▸ **AVAILABLE DATA**:
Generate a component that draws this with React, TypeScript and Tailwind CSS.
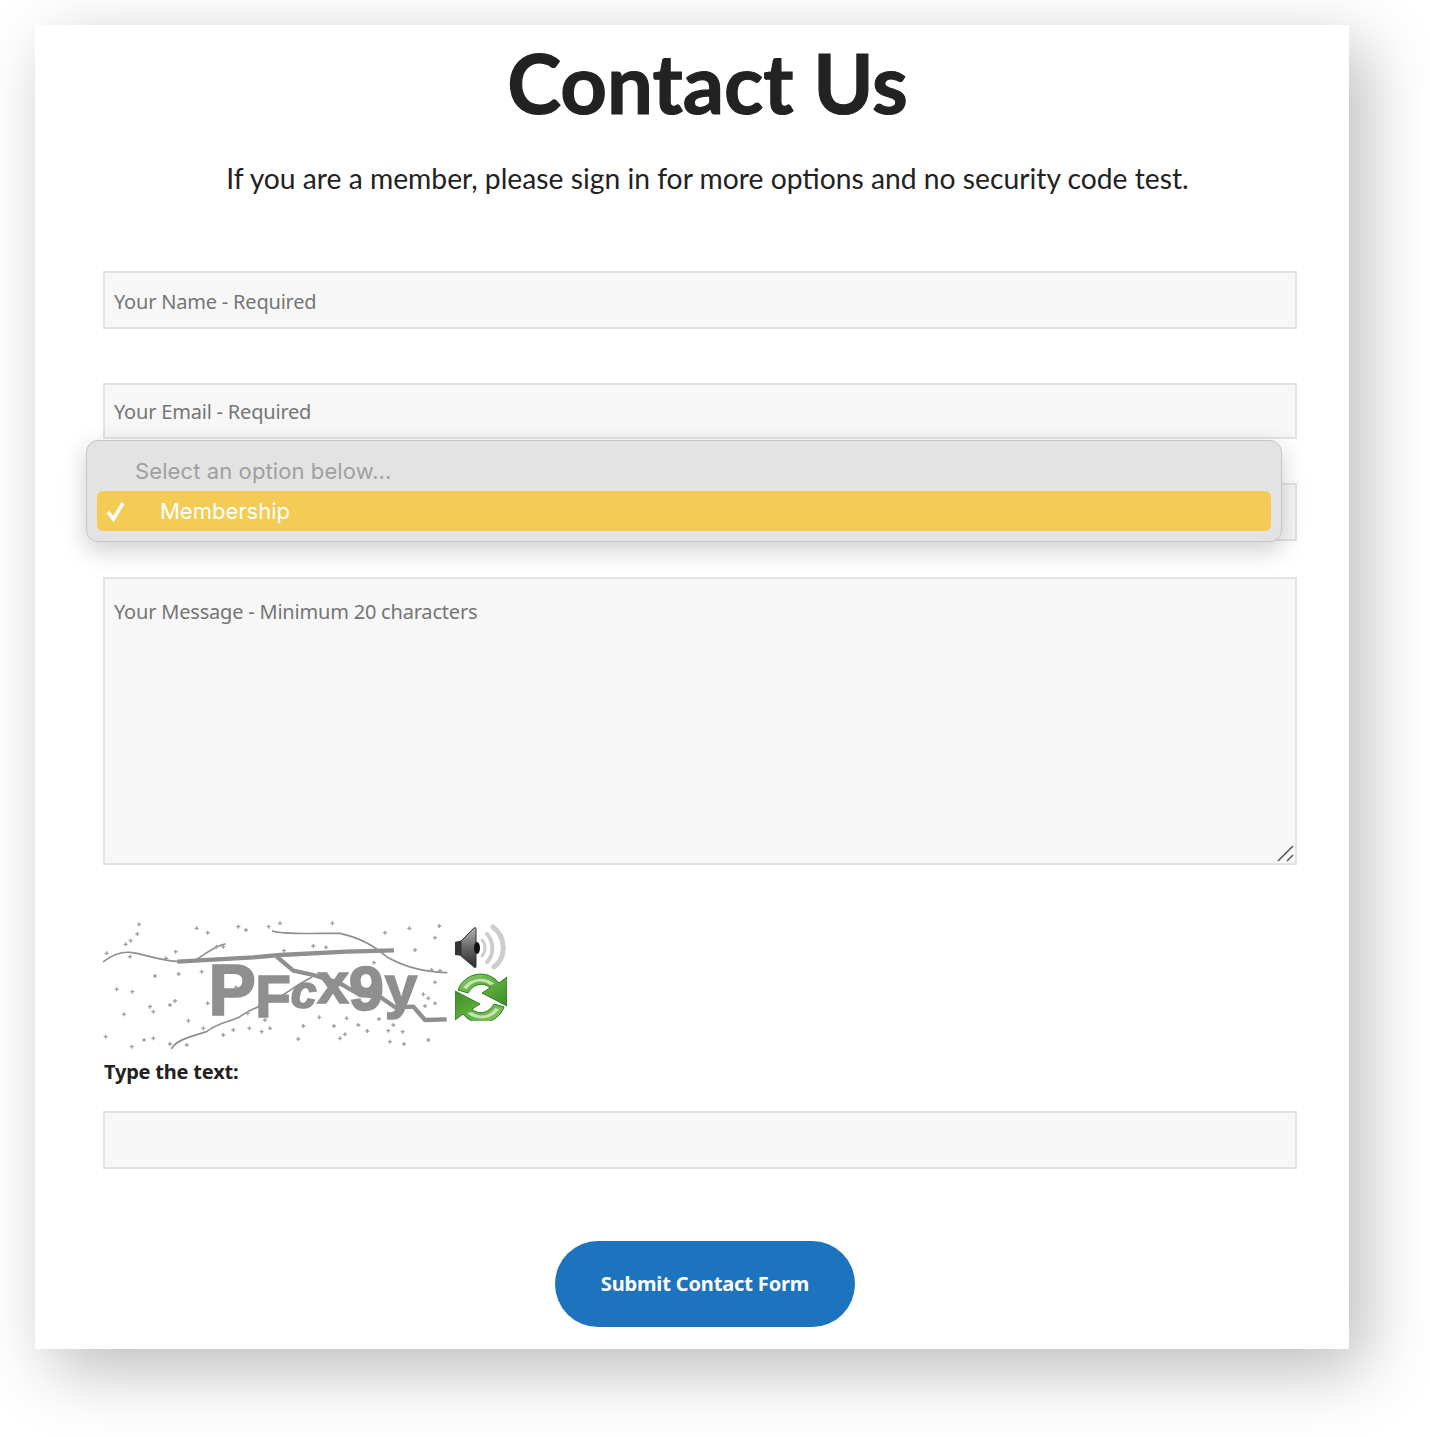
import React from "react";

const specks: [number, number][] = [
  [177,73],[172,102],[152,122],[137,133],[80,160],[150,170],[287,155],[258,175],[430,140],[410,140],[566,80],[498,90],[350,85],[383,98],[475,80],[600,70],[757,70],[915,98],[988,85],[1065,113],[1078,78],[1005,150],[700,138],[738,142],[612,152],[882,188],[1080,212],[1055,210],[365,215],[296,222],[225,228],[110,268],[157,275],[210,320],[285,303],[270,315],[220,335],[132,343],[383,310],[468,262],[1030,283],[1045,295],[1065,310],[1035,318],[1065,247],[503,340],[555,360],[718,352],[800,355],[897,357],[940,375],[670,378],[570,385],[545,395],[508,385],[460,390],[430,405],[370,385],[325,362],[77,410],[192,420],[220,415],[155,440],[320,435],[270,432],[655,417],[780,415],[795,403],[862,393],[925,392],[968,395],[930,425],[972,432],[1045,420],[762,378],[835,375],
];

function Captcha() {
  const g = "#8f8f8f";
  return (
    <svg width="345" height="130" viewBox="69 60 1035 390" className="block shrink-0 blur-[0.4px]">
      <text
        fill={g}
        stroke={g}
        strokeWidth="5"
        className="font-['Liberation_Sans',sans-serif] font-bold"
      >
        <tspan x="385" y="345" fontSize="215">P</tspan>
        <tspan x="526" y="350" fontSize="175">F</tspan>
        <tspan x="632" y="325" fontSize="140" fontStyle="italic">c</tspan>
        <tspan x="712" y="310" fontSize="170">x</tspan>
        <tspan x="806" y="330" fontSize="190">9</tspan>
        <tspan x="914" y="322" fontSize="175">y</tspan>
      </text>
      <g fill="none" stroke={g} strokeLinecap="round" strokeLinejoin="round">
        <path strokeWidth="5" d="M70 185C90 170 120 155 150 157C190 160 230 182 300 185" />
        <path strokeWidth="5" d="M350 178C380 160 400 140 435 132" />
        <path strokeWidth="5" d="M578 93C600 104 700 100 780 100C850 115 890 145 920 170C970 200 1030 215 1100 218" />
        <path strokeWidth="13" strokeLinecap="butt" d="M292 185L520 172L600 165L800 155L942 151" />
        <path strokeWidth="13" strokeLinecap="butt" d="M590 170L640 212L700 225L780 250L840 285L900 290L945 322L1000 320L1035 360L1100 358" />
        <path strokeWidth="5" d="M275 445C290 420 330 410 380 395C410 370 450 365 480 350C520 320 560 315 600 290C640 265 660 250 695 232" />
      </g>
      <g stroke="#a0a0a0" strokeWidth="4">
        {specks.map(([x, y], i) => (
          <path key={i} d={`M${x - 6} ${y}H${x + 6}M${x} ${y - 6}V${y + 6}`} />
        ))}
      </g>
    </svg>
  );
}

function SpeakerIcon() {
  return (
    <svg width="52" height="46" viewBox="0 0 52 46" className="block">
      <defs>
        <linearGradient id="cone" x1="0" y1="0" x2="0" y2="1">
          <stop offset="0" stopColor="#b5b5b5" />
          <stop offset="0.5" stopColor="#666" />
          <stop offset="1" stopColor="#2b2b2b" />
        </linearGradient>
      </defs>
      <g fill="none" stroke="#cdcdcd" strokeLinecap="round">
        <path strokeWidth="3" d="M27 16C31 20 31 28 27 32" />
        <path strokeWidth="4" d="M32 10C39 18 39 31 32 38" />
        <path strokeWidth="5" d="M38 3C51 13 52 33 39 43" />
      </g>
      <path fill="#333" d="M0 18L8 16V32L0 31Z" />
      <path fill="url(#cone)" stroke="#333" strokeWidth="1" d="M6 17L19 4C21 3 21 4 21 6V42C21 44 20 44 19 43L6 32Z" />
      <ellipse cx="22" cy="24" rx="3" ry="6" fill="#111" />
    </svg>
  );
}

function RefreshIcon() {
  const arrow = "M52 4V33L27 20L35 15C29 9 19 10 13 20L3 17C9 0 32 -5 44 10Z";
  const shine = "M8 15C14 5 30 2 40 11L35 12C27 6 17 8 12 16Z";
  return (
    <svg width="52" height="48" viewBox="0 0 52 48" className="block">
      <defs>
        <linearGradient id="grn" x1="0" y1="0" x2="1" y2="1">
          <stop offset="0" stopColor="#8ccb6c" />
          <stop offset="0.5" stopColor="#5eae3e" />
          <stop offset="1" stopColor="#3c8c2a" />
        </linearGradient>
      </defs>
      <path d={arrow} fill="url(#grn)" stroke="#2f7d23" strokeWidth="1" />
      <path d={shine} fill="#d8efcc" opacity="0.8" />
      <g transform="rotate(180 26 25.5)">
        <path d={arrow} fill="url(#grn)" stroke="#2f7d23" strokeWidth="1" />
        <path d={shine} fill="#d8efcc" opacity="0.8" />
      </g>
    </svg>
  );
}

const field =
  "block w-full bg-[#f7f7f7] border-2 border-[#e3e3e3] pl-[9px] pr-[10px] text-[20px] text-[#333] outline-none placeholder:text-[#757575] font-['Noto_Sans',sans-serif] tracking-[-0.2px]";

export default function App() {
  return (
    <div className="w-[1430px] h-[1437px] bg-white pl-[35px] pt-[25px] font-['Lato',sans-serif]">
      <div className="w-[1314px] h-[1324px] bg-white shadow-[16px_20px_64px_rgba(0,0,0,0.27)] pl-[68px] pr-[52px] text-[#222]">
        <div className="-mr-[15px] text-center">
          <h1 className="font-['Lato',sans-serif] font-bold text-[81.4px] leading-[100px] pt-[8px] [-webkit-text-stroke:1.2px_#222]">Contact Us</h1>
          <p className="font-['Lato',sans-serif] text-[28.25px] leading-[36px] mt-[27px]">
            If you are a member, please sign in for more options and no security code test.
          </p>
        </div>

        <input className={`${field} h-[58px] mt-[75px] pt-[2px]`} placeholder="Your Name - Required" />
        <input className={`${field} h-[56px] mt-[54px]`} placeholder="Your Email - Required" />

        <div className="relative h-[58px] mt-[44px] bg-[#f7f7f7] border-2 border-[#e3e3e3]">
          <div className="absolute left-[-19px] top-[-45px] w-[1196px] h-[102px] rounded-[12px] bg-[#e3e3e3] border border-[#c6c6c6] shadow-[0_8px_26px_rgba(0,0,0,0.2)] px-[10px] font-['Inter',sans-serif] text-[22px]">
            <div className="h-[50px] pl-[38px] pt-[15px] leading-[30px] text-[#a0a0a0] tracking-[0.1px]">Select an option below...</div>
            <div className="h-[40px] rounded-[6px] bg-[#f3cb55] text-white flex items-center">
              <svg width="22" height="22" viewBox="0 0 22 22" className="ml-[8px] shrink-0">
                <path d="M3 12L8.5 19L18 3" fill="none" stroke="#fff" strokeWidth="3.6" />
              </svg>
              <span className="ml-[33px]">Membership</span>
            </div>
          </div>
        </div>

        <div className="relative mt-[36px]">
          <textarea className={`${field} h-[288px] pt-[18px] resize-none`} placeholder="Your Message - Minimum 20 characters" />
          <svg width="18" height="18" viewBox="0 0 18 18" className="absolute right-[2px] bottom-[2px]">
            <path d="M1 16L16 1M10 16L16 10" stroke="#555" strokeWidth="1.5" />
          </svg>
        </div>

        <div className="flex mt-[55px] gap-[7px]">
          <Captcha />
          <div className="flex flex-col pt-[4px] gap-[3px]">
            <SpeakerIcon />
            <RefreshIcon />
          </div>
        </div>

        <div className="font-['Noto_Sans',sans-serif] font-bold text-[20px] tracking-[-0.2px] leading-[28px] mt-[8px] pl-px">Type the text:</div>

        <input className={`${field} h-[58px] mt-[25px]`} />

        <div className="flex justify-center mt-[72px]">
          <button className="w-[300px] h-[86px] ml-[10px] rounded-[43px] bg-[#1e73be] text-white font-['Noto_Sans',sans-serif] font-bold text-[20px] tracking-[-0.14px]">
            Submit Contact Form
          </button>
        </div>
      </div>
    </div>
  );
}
* * *
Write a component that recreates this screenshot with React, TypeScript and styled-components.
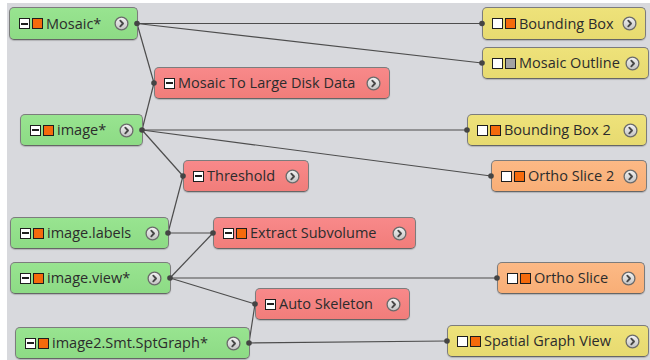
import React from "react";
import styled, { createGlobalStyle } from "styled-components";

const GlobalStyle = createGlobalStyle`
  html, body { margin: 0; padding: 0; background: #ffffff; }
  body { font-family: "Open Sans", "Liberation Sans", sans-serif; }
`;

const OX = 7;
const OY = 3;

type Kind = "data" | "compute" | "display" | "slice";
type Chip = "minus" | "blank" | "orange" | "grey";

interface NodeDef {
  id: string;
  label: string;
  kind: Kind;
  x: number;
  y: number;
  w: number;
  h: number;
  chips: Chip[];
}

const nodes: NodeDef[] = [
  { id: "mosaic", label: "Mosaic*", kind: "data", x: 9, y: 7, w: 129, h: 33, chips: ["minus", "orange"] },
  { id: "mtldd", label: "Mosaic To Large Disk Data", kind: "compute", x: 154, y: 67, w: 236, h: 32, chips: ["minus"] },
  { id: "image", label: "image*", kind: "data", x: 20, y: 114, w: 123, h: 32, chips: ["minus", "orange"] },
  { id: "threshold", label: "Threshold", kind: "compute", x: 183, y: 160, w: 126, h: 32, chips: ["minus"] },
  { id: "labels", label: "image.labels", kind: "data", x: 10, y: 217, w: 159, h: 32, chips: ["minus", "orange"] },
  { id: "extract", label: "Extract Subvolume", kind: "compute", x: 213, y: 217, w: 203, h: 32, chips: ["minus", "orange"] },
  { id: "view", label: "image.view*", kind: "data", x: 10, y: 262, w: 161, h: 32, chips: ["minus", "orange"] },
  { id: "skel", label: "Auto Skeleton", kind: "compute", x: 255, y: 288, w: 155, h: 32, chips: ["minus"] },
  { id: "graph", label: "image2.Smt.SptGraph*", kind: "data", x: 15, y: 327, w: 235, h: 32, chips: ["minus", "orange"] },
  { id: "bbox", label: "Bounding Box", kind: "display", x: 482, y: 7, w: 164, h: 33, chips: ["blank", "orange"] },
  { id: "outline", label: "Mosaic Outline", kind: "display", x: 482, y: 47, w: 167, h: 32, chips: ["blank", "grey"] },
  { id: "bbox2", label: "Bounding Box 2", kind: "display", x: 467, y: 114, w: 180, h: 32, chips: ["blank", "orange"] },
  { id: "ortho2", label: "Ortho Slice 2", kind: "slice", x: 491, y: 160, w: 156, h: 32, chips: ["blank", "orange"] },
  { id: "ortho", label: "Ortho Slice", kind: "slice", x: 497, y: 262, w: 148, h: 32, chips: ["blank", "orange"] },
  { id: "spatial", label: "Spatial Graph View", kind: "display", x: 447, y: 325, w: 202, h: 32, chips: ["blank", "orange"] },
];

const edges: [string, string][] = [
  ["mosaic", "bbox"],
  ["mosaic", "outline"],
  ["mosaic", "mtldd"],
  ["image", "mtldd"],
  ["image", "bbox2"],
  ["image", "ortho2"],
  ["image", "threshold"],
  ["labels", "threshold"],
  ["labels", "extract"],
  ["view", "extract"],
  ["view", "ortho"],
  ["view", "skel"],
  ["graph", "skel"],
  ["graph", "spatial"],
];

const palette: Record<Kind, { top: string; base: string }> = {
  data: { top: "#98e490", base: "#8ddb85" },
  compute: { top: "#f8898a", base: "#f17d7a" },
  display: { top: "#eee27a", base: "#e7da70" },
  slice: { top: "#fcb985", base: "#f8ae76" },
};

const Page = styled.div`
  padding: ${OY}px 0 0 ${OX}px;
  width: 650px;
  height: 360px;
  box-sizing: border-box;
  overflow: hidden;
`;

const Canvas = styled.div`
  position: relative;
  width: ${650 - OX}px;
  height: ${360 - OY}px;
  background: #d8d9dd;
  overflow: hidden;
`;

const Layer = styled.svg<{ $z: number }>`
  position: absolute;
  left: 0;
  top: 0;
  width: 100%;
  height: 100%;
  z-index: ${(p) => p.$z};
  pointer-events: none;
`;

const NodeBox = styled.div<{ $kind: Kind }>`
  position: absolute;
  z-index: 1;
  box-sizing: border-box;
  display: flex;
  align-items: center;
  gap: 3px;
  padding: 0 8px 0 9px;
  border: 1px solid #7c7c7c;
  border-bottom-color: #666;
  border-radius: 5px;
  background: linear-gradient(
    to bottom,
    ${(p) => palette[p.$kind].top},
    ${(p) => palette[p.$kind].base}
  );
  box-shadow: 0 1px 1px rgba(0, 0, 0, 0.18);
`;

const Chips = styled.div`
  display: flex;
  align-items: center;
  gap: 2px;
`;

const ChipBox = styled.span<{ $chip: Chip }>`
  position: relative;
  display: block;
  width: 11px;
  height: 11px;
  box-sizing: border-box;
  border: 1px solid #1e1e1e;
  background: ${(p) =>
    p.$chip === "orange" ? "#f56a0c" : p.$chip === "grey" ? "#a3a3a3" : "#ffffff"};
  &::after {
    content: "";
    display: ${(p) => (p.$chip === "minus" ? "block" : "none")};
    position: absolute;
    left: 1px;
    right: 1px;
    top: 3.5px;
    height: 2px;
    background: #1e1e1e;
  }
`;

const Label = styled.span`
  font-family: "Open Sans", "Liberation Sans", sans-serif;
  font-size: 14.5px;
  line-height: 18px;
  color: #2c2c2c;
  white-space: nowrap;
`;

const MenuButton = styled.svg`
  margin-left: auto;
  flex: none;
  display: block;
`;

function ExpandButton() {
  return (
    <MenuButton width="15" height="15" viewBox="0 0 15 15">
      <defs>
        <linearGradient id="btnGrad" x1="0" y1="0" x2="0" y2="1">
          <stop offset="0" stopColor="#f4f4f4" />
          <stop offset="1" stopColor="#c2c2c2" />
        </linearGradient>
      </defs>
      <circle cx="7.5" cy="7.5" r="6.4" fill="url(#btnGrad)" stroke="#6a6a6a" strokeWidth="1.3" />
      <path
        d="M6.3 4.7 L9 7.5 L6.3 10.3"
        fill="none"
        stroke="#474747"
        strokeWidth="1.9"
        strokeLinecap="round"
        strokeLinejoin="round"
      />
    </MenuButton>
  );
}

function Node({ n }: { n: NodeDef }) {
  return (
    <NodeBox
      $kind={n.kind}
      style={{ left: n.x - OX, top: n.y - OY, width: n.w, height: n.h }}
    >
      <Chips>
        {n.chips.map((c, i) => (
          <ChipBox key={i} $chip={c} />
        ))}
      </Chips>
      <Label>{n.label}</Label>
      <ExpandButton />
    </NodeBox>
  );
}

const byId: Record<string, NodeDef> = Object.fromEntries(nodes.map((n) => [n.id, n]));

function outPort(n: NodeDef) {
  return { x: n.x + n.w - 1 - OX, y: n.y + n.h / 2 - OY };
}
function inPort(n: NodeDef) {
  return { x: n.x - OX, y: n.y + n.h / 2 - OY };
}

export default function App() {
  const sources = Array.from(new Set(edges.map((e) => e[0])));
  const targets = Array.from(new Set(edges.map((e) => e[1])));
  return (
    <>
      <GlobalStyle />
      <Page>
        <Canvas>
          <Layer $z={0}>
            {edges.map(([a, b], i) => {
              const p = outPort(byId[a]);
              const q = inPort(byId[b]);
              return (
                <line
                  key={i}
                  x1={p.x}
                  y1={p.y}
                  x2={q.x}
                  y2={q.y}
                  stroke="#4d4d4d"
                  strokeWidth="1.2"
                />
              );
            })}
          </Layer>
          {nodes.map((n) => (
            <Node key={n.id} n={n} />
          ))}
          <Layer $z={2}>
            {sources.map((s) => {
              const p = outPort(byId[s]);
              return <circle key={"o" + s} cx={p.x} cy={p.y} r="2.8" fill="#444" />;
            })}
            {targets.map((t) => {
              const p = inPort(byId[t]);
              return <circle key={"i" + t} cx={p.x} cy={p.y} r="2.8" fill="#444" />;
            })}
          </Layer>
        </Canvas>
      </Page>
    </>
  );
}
--
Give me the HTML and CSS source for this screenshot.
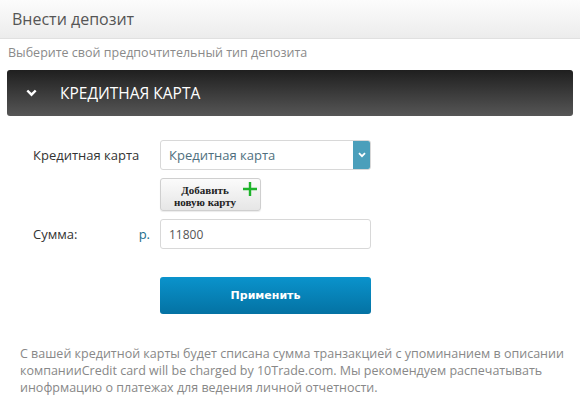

▸ **INSTRUCTIONS FOR THE TASK**: Tally up the lines of the listing containing the word "styled". Give only the total.

▸ **OUTPUT OF THE TASK**: 10